The fuser typically includes two parallel, adjacent, fuser rollers, though which the imaging media is passed during the fusing process. Parameters which affect the fusing process include the pressure between the fuser rollers (which is subsequently applied to the imaging media), the heat input to one or both of the fuser rollers, and the rate at which the imaging media is passed through the fuser rollers. Ideally, these parameters are selected to optimize the fusing process. Optimization of the fusing process includes providing sufficient energy to fuse the imaging substance to the imaging media without deteriorating the quality of the formed image or deleteriously affecting the quality of the imaging media. For example, if insufficient heat and/or pressure is applied during the fusing process, then the imaging substance can have a tendency to afterwards separate from the imaging media. Further, if excessive heat and/or pressure is applied during the fusing process, then the imaging media can exhibit excessive curling, and/or the imaging substance will “run” (i.e., spread beyond the intended locations of application) on the imaging media.

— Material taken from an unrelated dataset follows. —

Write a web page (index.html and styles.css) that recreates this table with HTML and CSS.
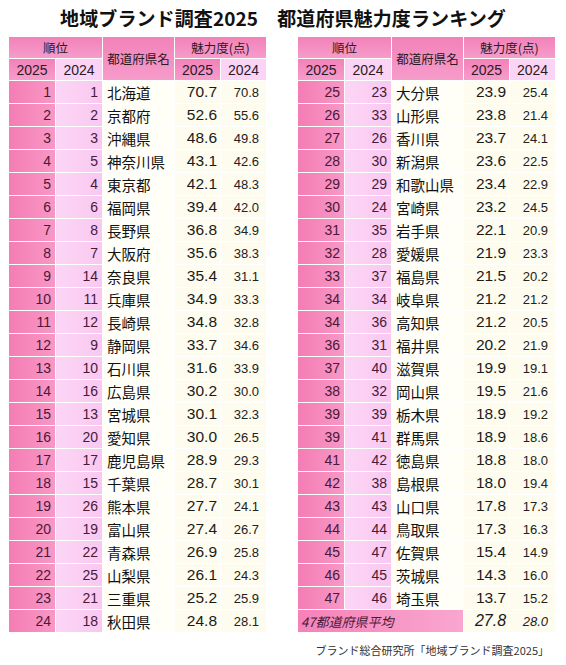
FILE: index.html
```html
<!DOCTYPE html>
<html lang="ja">
<head>
<meta charset="utf-8">
<link rel="stylesheet" href="styles.css">
</head>
<body>
<div class="page">
  <h1 class="title">地域ブランド調査2025　都道府県魅力度ランキング</h1>
  <div class="tables">
    <table class="rank">
      <colgroup><col class="c1"><col class="c2"><col class="c3"><col class="c4"><col class="c5"></colgroup>
      <thead>
        <tr class="h1"><th colspan="2" class="hp">順位</th><th rowspan="2" class="hp name-h">都道府県名</th><th colspan="2" class="hp">魅力度(点)</th></tr>
        <tr class="h2"><th class="hp">2025</th><th class="hl">2024</th><th class="hp">2025</th><th class="hl">2024</th></tr>
      </thead>
      <tbody id="left"></tbody>
    </table>
    <table class="rank">
      <colgroup><col class="c1"><col class="c2"><col class="c3"><col class="c4"><col class="c5"></colgroup>
      <thead>
        <tr class="h1"><th colspan="2" class="hp">順位</th><th rowspan="2" class="hp name-h">都道府県名</th><th colspan="2" class="hp">魅力度(点)</th></tr>
        <tr class="h2"><th class="hp">2025</th><th class="hl">2024</th><th class="hp">2025</th><th class="hl">2024</th></tr>
      </thead>
      <tbody id="right"></tbody>
    </table>
  </div>
  <p class="source">ブランド総合研究所「地域ブランド調査2025」</p>
</div>
<script src="script.js"></script>
</body>
</html>
```
FILE: styles.css
```css
html, body { margin: 0; padding: 0; background: #fff; }
.page {
  width: 566px;
  font-family: "Liberation Sans", "Noto Sans CJK JP", sans-serif;
  color: #111;
}
.title {
  margin: 0;
  height: 36px;
  line-height: 36px;
  padding-left: 0;
  text-align: center;
  font-size: 19px;
  font-weight: bold;
  letter-spacing: 0.1px;
  color: #111;
  font-family: "Noto Sans CJK JP", sans-serif;
}
.tables {
  display: flex;
  gap: 30px;
  padding-left: 8px;
}
.rank {
  border-collapse: separate;
  border-spacing: 1px;
  background: #fff;
  table-layout: fixed;
  width: 259px;
}
.c1 { width: 46px; }
.c2 { width: 46px; }
.c3 { width: 71px; }
.c4 { width: 45px; }
.c5 { width: 45px; }
.rank th, .rank td { padding: 0; overflow: hidden; white-space: nowrap; }
.rank th {
  height: 21px;
  font-weight: normal;
  color: #2a1a24;
  font-size: 14px;
  text-align: center;
}
.h1 th { font-size: 12.5px; font-family: "Noto Sans CJK JP", sans-serif; }
.name-h { font-size: 12.5px; font-family: "Noto Sans CJK JP", sans-serif; }
.hp { background: linear-gradient(#f282b9, #f69ccb); }
.hl { background: #fbd3f5; }
.rank td { height: 22px; }
.r25 {
  background: linear-gradient(90deg, #f47db4, #f898c6);
  text-align: right;
  padding-right: 4px !important;
  font-size: 14px;
  color: #4a1838;
}
.r24 {
  background: linear-gradient(90deg, #fcd6f6, #f9c8f1);
  text-align: right;
  padding-right: 4px !important;
  font-size: 14px;
  color: #4a1838;
}
.nm {
  background: #fffef7;
  padding-left: 4px !important;
  font-size: 14.5px;
  color: #111;
  font-family: "Noto Sans CJK JP", sans-serif;
}
.s25 {
  background: #fefcee;
  text-align: right;
  padding-right: 3px !important;
  font-size: 15.5px;
  color: #1a1a1a;
}
.s24 {
  background: #fefcee;
  text-align: right;
  padding-right: 7px !important;
  font-size: 13px;
  color: #222;
}
.avg {
  background: linear-gradient(90deg, #f582b8, #f9a6d0);
  font-style: italic;
  font-size: 13px;
  color: #4a1838;
  padding-left: 3px !important;
  font-family: "Noto Sans CJK JP", sans-serif;
}
.avg-s { font-style: italic; }
.avg-s.s25 { font-size: 16px; }
.source {
  margin: 9px 17px 0 0;
  text-align: right;
  font-size: 11px;
  color: #333;
  font-family: "Noto Sans CJK JP", sans-serif;
}
```
FILE: script.js
```js
var data = [
[1,1,"北海道","70.7","70.8"],[2,2,"京都府","52.6","55.6"],[3,3,"沖縄県","48.6","49.8"],[4,5,"神奈川県","43.1","42.6"],
[5,4,"東京都","42.1","48.3"],[6,6,"福岡県","39.4","42.0"],[7,8,"長野県","36.8","34.9"],[8,7,"大阪府","35.6","38.3"],
[9,14,"奈良県","35.4","31.1"],[10,11,"兵庫県","34.9","33.3"],[11,12,"長崎県","34.8","32.8"],[12,9,"静岡県","33.7","34.6"],
[13,10,"石川県","31.6","33.9"],[14,16,"広島県","30.2","30.0"],[15,13,"宮城県","30.1","32.3"],[16,20,"愛知県","30.0","26.5"],
[17,17,"鹿児島県","28.9","29.3"],[18,15,"千葉県","28.7","30.1"],[19,26,"熊本県","27.7","24.1"],[20,19,"富山県","27.4","26.7"],
[21,22,"青森県","26.9","25.8"],[22,25,"山梨県","26.1","24.3"],[23,21,"三重県","25.2","25.9"],[24,18,"秋田県","24.8","28.1"],
[25,23,"大分県","23.9","25.4"],[26,33,"山形県","23.8","21.4"],[27,26,"香川県","23.7","24.1"],[28,30,"新潟県","23.6","22.5"],
[29,29,"和歌山県","23.4","22.9"],[30,24,"宮崎県","23.2","24.5"],[31,35,"岩手県","22.1","20.9"],[32,28,"愛媛県","21.9","23.3"],
[33,37,"福島県","21.5","20.2"],[34,34,"岐阜県","21.2","21.2"],[34,36,"高知県","21.2","20.5"],[36,31,"福井県","20.2","21.9"],
[37,40,"滋賀県","19.9","19.1"],[38,32,"岡山県","19.5","21.6"],[39,39,"栃木県","18.9","19.2"],[39,41,"群馬県","18.9","18.6"],
[41,42,"徳島県","18.8","18.0"],[42,38,"島根県","18.0","19.4"],[43,43,"山口県","17.8","17.3"],[44,44,"鳥取県","17.3","16.3"],
[45,47,"佐賀県","15.4","14.9"],[46,45,"茨城県","14.3","16.0"],[47,46,"埼玉県","13.7","15.2"]
];
function row(d) {
  return '<tr><td class="r25">' + d[0] + '</td><td class="r24">' + d[1] + '</td><td class="nm">' + d[2] +
    '</td><td class="s25">' + d[3] + '</td><td class="s24">' + d[4] + '</td></tr>';
}
var l = '', r = '';
for (var i = 0; i < 24; i++) l += row(data[i]);
for (var j = 24; j < 47; j++) r += row(data[j]);
r += '<tr><td colspan="3" class="avg">47都道府県平均</td><td class="s25 avg-s">27.8</td><td class="s24 avg-s">28.0</td></tr>';
document.getElementById('left').innerHTML = l;
document.getElementById('right').innerHTML = r;
```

The results of the fusing process can be affected by the types and/or conditions of the imaging media. More specifically, at least the thickness, the width, the moisture content, and the material of construction of imaging media can affect the results of the fusing process. For example, if a given fusing process is applied to a first sheet of imaging media having a first thickness, and the same process is thereafter applied to a second sheet of imaging media having a second thickness which is different than the first thickness, then the fusing process can be compromised with respect to at least either the first or the second sheet.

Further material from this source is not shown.